▸ Request: Only the lines from the line containing "Write the React, TypeScript" to the line containing "import React from 'react';", with both of those lines, are to be repeated exactly. Leave the images out.

▸ Records supplied:
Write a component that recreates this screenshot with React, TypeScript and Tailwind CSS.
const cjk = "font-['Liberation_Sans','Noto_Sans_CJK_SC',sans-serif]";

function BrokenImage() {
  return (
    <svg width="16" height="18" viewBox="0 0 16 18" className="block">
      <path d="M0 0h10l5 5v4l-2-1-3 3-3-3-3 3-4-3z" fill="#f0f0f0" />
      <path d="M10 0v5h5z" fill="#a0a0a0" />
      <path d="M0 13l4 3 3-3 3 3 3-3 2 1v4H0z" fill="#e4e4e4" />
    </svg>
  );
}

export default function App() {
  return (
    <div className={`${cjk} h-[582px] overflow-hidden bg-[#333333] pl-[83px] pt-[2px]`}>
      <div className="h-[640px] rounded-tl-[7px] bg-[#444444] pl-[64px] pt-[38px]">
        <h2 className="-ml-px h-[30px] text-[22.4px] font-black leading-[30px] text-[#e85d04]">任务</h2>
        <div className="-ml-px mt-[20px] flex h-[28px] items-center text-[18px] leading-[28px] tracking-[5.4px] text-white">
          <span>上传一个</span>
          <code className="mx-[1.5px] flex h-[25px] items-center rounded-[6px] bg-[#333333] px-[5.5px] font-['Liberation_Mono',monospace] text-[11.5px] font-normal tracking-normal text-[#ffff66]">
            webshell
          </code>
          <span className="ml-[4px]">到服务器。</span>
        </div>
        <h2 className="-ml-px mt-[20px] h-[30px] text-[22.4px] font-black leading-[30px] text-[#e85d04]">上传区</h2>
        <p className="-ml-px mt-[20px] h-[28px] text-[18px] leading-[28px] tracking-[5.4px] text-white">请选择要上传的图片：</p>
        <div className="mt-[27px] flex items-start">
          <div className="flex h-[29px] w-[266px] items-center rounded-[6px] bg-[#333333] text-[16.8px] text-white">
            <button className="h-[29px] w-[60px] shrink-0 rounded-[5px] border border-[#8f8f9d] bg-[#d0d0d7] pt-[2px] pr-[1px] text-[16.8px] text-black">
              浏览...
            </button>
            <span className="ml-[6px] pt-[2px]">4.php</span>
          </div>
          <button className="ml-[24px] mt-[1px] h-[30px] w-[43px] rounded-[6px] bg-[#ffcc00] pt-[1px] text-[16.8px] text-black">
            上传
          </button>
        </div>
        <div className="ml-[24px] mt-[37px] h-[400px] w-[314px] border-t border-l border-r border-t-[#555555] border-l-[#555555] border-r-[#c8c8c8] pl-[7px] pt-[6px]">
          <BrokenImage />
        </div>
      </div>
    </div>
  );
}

---

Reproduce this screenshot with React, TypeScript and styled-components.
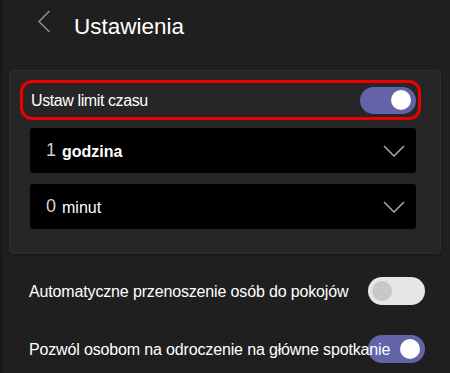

==

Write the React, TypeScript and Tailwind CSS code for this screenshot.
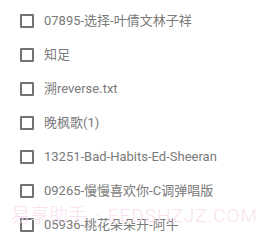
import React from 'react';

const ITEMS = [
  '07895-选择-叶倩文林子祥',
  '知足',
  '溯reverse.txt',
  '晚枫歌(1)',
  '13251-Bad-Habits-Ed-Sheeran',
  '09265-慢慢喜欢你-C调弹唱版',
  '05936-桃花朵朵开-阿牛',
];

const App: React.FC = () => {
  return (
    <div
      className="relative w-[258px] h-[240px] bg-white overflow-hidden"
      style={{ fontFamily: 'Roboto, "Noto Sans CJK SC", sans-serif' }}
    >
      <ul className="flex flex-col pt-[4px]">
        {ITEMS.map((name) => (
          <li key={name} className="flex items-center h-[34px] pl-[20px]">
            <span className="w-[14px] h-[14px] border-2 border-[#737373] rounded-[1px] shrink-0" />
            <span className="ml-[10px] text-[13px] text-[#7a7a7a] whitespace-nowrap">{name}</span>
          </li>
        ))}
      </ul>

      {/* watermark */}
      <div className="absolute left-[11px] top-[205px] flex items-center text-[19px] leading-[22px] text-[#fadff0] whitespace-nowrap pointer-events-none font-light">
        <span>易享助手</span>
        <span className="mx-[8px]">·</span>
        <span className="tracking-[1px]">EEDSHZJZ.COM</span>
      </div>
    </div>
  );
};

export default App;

▸ Finished exercise:
Write the React, TypeScript and Tailwind CSS code for this screenshot.
import React from 'react';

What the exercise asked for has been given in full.